[start]

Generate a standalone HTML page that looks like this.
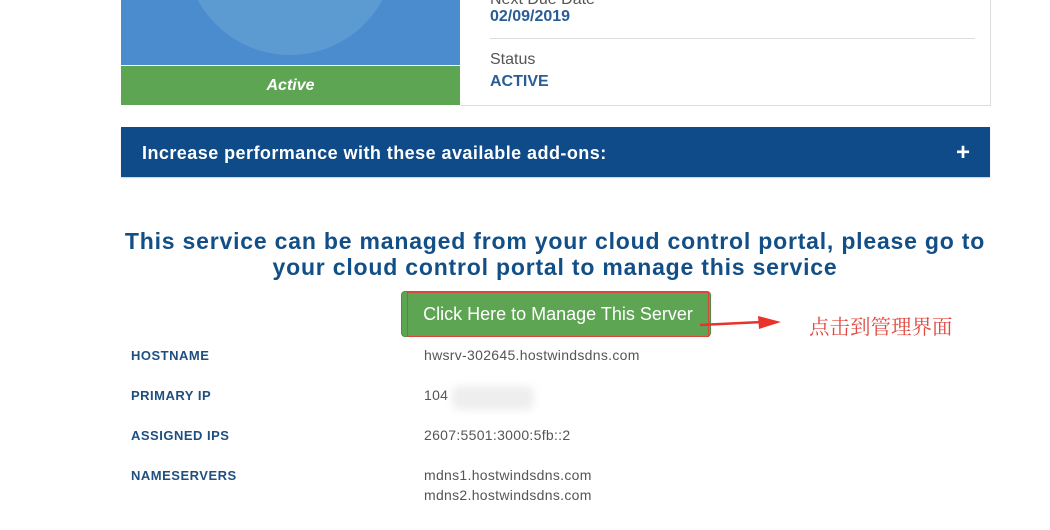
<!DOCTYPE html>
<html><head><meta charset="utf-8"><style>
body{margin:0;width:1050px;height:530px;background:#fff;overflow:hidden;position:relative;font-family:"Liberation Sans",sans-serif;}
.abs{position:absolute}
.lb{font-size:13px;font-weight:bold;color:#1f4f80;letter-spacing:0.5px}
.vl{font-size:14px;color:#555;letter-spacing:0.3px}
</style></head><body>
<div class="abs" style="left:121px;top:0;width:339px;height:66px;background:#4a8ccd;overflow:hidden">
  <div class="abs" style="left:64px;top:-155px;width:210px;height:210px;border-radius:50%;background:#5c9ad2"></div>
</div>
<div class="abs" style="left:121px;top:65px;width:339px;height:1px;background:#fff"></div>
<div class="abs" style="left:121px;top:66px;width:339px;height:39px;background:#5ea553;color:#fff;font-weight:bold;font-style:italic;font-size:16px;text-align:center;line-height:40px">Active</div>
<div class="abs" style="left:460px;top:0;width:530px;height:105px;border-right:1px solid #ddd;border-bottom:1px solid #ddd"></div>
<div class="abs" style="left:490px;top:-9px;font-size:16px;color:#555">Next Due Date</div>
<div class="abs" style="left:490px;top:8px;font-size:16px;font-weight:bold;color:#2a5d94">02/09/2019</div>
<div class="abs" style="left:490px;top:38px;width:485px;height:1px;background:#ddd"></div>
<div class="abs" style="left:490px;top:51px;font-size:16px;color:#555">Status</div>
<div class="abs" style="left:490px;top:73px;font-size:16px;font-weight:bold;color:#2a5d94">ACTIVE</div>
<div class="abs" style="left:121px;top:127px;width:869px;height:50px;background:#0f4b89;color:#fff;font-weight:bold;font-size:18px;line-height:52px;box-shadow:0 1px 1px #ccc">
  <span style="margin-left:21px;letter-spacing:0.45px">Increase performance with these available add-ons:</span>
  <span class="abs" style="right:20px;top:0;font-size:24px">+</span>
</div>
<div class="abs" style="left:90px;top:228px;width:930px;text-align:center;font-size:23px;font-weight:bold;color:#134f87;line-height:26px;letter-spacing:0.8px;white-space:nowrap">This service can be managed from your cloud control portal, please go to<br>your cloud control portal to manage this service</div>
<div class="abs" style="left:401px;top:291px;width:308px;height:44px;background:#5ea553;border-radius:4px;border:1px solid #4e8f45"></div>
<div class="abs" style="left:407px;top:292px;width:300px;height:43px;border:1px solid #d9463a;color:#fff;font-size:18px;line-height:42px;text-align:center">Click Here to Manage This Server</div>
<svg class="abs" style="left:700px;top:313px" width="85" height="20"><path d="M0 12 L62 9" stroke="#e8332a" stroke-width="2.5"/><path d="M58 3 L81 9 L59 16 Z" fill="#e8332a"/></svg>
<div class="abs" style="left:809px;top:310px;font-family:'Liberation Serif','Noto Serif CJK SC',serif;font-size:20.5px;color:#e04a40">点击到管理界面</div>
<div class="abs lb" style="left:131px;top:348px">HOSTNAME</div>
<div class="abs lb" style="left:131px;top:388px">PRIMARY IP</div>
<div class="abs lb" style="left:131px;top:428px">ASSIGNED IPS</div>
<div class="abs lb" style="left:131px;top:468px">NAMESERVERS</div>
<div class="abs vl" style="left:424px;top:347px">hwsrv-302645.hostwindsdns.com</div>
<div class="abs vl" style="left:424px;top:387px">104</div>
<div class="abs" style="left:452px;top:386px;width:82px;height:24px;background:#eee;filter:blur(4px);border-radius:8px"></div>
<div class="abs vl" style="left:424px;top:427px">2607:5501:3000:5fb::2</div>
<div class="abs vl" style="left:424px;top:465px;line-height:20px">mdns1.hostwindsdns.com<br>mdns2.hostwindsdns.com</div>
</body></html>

[end]

§ **Problem to solve**: All of the lines above should be printed exactly, minus the pictures.

§ **Result of this exercise**:
Generate a standalone HTML page that looks like this.
<!DOCTYPE html>
<html><head><meta charset="utf-8"><style>
body{margin:0;width:1050px;height:530px;background:#fff;overflow:hidden;position:relative;font-family:"Liberation Sans",sans-serif;}
.abs{position:absolute}
.lb{font-size:13px;font-weight:bold;color:#1f4f80;letter-spacing:0.5px}
.vl{font-size:14px;color:#555;letter-spacing:0.3px}
</style></head><body>
<div class="abs" style="left:121px;top:0;width:339px;height:66px;background:#4a8ccd;overflow:hidden">
  <div class="abs" style="left:64px;top:-155px;width:210px;height:210px;border-radius:50%;background:#5c9ad2"></div>
</div>
<div class="abs" style="left:121px;top:65px;width:339px;height:1px;background:#fff"></div>
<div class="abs" style="left:121px;top:66px;width:339px;height:39px;background:#5ea553;color:#fff;font-weight:bold;font-style:italic;font-size:16px;text-align:center;line-height:40px">Active</div>
<div class="abs" style="left:460px;top:0;width:530px;height:105px;border-right:1px solid #ddd;border-bottom:1px solid #ddd"></div>
<div class="abs" style="left:490px;top:-9px;font-size:16px;color:#555">Next Due Date</div>
<div class="abs" style="left:490px;top:8px;font-size:16px;font-weight:bold;color:#2a5d94">02/09/2019</div>
<div class="abs" style="left:490px;top:38px;width:485px;height:1px;background:#ddd"></div>
<div class="abs" style="left:490px;top:51px;font-size:16px;color:#555">Status</div>
<div class="abs" style="left:490px;top:73px;font-size:16px;font-weight:bold;color:#2a5d94">ACTIVE</div>
<div class="abs" style="left:121px;top:127px;width:869px;height:50px;background:#0f4b89;color:#fff;font-weight:bold;font-size:18px;line-height:52px;box-shadow:0 1px 1px #ccc">
  <span style="margin-left:21px;letter-spacing:0.45px">Increase performance with these available add-ons:</span>
  <span class="abs" style="right:20px;top:0;font-size:24px">+</span>
</div>
<div class="abs" style="left:90px;top:228px;width:930px;text-align:center;font-size:23px;font-weight:bold;color:#134f87;line-height:26px;letter-spacing:0.8px;white-space:nowrap">This service can be managed from your cloud control portal, please go to<br>your cloud control portal to manage this service</div>
<div class="abs" style="left:401px;top:291px;width:308px;height:44px;background:#5ea553;border-radius:4px;border:1px solid #4e8f45"></div>
<div class="abs" style="left:407px;top:292px;width:300px;height:43px;border:1px solid #d9463a;color:#fff;font-size:18px;line-height:42px;text-align:center">Click Here to Manage This Server</div>
<svg class="abs" style="left:700px;top:313px" width="85" height="20"><path d="M0 12 L62 9" stroke="#e8332a" stroke-width="2.5"/><path d="M58 3 L81 9 L59 16 Z" fill="#e8332a"/></svg>
<div class="abs" style="left:809px;top:310px;font-family:'Liberation Serif','Noto Serif CJK SC',serif;font-size:20.5px;color:#e04a40">点击到管理界面</div>
<div class="abs lb" style="left:131px;top:348px">HOSTNAME</div>
<div class="abs lb" style="left:131px;top:388px">PRIMARY IP</div>
<div class="abs lb" style="left:131px;top:428px">ASSIGNED IPS</div>
<div class="abs lb" style="left:131px;top:468px">NAMESERVERS</div>
<div class="abs vl" style="left:424px;top:347px">hwsrv-302645.hostwindsdns.com</div>
<div class="abs vl" style="left:424px;top:387px">104</div>
<div class="abs" style="left:452px;top:386px;width:82px;height:24px;background:#eee;filter:blur(4px);border-radius:8px"></div>
<div class="abs vl" style="left:424px;top:427px">2607:5501:3000:5fb::2</div>
<div class="abs vl" style="left:424px;top:465px;line-height:20px">mdns1.hostwindsdns.com<br>mdns2.hostwindsdns.com</div>
</body></html>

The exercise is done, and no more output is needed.